**DIRECTIVE:**
Copy every line of the listing that holds the string "size".
------------------------------------------------------------------------
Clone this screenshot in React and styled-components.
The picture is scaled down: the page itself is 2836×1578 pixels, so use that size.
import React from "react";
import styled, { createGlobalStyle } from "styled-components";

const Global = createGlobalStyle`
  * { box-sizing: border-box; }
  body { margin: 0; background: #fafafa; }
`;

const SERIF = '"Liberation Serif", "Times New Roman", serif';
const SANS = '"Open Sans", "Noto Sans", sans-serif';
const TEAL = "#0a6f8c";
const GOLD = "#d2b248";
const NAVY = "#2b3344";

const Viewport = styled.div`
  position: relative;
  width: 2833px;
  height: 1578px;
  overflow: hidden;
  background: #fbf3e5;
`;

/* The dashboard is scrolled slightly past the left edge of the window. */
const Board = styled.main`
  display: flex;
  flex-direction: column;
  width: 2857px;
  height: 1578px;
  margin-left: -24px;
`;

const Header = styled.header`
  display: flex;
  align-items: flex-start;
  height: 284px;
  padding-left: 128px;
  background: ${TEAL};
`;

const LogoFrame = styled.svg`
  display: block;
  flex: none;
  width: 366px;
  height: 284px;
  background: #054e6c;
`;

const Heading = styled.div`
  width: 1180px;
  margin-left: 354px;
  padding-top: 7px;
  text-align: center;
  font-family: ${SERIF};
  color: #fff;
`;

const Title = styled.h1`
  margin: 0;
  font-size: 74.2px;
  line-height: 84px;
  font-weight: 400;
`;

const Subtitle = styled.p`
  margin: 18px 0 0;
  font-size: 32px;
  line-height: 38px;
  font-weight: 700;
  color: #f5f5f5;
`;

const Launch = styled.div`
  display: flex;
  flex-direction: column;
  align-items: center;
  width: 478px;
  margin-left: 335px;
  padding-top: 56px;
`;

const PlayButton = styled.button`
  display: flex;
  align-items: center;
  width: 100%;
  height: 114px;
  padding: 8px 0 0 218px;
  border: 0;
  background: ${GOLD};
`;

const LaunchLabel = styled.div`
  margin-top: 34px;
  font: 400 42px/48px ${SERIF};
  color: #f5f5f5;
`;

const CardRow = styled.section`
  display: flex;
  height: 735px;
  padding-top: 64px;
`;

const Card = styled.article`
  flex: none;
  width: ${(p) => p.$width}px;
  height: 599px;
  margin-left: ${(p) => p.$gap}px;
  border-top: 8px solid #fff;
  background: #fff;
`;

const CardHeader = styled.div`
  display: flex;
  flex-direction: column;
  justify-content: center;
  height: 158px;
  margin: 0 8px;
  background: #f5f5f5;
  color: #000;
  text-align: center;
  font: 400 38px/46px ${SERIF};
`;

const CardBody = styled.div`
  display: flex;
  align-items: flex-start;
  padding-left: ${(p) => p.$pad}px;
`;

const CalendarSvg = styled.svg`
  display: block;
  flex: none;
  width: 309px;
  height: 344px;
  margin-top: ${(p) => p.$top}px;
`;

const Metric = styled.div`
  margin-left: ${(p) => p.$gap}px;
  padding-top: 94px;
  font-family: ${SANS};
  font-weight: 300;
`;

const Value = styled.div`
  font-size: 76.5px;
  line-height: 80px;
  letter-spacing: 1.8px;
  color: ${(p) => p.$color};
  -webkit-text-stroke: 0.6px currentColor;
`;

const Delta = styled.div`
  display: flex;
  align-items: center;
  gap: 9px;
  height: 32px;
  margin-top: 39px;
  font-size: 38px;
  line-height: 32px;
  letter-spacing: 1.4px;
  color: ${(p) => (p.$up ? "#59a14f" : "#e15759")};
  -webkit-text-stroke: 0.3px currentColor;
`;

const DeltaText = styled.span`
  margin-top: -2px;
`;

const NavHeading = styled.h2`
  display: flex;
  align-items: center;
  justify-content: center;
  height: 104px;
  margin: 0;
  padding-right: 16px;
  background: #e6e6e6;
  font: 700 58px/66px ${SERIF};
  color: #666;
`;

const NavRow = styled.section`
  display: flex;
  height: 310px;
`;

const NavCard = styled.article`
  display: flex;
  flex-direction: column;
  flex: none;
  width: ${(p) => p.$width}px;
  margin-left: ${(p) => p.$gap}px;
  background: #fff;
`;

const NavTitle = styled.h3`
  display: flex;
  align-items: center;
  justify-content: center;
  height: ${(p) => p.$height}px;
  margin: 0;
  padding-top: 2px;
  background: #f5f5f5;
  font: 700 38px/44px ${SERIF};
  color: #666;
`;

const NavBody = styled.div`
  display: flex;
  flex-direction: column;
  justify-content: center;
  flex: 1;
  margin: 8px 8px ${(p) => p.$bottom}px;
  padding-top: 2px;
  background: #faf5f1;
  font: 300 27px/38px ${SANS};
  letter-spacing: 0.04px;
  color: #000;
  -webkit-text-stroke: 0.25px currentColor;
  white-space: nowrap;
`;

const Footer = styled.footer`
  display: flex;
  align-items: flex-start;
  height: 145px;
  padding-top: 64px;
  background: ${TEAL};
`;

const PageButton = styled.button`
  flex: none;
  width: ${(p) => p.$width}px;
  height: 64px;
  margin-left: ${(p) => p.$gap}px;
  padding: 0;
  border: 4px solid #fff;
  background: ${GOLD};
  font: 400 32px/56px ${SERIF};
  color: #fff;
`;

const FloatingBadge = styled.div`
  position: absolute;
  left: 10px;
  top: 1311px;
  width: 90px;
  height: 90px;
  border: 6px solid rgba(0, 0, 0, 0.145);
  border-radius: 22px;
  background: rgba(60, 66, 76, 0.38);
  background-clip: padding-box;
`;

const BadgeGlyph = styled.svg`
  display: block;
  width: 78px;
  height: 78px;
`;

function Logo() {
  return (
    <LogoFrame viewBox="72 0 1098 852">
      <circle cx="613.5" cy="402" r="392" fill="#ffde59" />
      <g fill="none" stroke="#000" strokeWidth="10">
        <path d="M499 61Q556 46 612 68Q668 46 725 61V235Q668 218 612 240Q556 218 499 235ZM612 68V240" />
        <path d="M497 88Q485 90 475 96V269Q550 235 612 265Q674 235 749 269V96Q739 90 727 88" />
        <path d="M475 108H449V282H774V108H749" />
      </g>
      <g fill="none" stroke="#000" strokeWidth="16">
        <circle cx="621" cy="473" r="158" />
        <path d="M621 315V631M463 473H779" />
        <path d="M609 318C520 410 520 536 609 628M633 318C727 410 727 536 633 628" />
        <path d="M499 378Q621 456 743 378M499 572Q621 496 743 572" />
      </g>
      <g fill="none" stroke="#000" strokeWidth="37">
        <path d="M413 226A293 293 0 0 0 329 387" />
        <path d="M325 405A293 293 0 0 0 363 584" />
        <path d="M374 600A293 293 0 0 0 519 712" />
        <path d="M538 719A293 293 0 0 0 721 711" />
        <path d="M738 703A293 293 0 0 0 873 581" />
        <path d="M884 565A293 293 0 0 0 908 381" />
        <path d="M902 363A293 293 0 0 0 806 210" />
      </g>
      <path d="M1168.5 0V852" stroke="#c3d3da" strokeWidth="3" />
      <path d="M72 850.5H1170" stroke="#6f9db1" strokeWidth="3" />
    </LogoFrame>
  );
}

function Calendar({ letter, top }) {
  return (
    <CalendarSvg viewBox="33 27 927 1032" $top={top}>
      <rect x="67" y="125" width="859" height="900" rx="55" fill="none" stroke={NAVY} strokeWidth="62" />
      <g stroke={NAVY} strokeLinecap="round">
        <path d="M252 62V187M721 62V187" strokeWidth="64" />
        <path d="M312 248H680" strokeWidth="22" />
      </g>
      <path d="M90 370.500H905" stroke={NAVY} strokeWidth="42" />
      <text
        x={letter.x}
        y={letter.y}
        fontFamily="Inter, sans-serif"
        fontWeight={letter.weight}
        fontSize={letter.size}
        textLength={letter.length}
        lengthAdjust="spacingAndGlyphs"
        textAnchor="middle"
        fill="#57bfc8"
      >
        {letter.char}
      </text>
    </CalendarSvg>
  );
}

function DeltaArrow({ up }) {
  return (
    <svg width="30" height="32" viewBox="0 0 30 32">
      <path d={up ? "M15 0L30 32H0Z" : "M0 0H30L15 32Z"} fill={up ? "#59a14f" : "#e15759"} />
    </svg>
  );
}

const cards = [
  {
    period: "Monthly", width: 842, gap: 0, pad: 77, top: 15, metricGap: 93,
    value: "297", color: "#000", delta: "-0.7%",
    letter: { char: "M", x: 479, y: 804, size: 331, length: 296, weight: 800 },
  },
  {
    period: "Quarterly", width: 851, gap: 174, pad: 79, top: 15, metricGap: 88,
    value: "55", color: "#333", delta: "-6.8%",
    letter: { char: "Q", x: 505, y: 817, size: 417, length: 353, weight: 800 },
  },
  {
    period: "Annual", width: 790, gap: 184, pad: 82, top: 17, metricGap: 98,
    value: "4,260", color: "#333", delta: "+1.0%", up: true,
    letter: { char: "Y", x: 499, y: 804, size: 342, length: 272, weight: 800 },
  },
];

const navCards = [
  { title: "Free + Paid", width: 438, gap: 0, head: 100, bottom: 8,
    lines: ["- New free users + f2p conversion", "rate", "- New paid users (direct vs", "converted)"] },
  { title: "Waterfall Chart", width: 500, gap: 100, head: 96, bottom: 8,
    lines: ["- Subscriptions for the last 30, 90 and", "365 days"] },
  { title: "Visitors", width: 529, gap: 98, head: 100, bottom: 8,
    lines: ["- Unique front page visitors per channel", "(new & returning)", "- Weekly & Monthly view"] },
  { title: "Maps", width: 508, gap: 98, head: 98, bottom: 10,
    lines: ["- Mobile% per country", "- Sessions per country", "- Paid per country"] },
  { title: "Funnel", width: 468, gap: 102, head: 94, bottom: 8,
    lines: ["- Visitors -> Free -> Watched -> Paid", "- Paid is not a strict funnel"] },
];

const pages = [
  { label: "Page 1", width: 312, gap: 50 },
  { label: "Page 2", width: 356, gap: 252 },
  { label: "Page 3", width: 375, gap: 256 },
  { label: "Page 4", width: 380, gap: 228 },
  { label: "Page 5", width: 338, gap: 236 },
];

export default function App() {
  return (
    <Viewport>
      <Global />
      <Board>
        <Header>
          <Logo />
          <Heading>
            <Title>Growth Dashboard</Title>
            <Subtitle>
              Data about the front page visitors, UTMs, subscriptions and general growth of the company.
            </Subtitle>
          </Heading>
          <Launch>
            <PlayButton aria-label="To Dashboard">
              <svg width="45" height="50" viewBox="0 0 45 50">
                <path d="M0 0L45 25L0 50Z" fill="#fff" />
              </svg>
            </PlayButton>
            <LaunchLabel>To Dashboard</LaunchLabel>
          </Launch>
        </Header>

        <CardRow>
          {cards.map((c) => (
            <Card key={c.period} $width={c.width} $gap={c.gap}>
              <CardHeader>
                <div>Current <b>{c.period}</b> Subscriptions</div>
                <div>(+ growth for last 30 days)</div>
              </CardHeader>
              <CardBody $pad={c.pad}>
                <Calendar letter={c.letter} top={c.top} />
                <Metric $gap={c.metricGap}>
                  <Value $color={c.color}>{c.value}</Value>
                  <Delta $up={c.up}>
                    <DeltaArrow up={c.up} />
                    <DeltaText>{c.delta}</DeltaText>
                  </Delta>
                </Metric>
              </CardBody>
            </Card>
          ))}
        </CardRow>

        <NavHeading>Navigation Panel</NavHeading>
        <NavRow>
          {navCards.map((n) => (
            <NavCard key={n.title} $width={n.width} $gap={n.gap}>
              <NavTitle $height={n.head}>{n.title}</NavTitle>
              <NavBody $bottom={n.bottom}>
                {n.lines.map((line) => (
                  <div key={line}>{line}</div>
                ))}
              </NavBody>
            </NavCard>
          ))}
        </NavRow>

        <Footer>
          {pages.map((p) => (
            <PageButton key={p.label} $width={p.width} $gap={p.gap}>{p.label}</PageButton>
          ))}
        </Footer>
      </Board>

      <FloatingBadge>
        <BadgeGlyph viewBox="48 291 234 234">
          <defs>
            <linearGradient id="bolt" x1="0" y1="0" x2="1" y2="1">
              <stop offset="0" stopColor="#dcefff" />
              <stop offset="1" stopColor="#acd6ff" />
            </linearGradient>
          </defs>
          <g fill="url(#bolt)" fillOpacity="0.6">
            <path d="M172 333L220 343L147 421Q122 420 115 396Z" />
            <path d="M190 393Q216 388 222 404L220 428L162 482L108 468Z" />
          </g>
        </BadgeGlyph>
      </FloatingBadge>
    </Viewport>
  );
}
------------------------------------------------------------------------
**EXERCISE SOLUTION:**
The picture is scaled down: the page itself is 2836×1578 pixels, so use that size.
  font-size: 74.2px;
  font-size: 32px;
  font-size: 76.5px;
  font-size: 38px;
        fontSize={letter.size}
    letter: { char: "M", x: 479, y: 804, size: 331, length: 296, weight: 800 },
    letter: { char: "Q", x: 505, y: 817, size: 417, length: 353, weight: 800 },
    letter: { char: "Y", x: 499, y: 804, size: 342, length: 272, weight: 800 },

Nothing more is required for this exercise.